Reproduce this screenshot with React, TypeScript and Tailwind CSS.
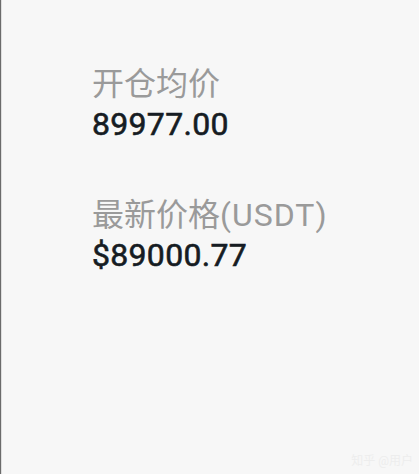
export default function App() {
  const font = { fontFamily: 'Roboto, "Noto Sans CJK SC", sans-serif' };
  return (
    <div
      className="relative w-[419px] h-[474px] bg-[#f7f7f7] border-l border-l-[#6b6b6b] overflow-hidden"
      style={font}
    >
      <div className="h-full border-l border-l-[#dedede] pl-[90px] pt-[64px] flex flex-col">
        <div className="flex flex-col">
          <span className="text-[32px] leading-[41px] text-[#9a9a9a]">开仓均价</span>
          <span className="text-[32px] leading-[38px] font-normal tracking-[0.3px] [-webkit-text-stroke:0.6px_#161c23] text-[#161c23]">
            89977.00
          </span>
        </div>
        <div className="flex flex-col mt-[52px]">
          <span className="text-[32px] leading-[41px] text-[#9a9a9a]">
            最新价格<span className="tracking-[1px]">(USDT)</span>
          </span>
          <span className="text-[32px] leading-[38px] font-normal tracking-[0.3px] [-webkit-text-stroke:0.6px_#161c23] text-[#161c23]">
            $89000.77
          </span>
        </div>
      </div>
      <div className="absolute right-[6px] bottom-[4px] text-[12px] text-[#ededed]">知乎 @用户</div>
    </div>
  );
}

____________________

Aim of the task » Omit every picture, then repeat the remaining data exactly as it appears above.

Written reply »
Reproduce this screenshot with React, TypeScript and Tailwind CSS.
export default function App() {
  const font = { fontFamily: 'Roboto, "Noto Sans CJK SC", sans-serif' };
  return (
    <div
      className="relative w-[419px] h-[474px] bg-[#f7f7f7] border-l border-l-[#6b6b6b] overflow-hidden"
      style={font}
    >
      <div className="h-full border-l border-l-[#dedede] pl-[90px] pt-[64px] flex flex-col">
        <div className="flex flex-col">
          <span className="text-[32px] leading-[41px] text-[#9a9a9a]">开仓均价</span>
          <span className="text-[32px] leading-[38px] font-normal tracking-[0.3px] [-webkit-text-stroke:0.6px_#161c23] text-[#161c23]">
            89977.00
          </span>
        </div>
        <div className="flex flex-col mt-[52px]">
          <span className="text-[32px] leading-[41px] text-[#9a9a9a]">
            最新价格<span className="tracking-[1px]">(USDT)</span>
          </span>
          <span className="text-[32px] leading-[38px] font-normal tracking-[0.3px] [-webkit-text-stroke:0.6px_#161c23] text-[#161c23]">
            $89000.77
          </span>
        </div>
      </div>
      <div className="absolute right-[6px] bottom-[4px] text-[12px] text-[#ededed]">知乎 @用户</div>
    </div>
  );
}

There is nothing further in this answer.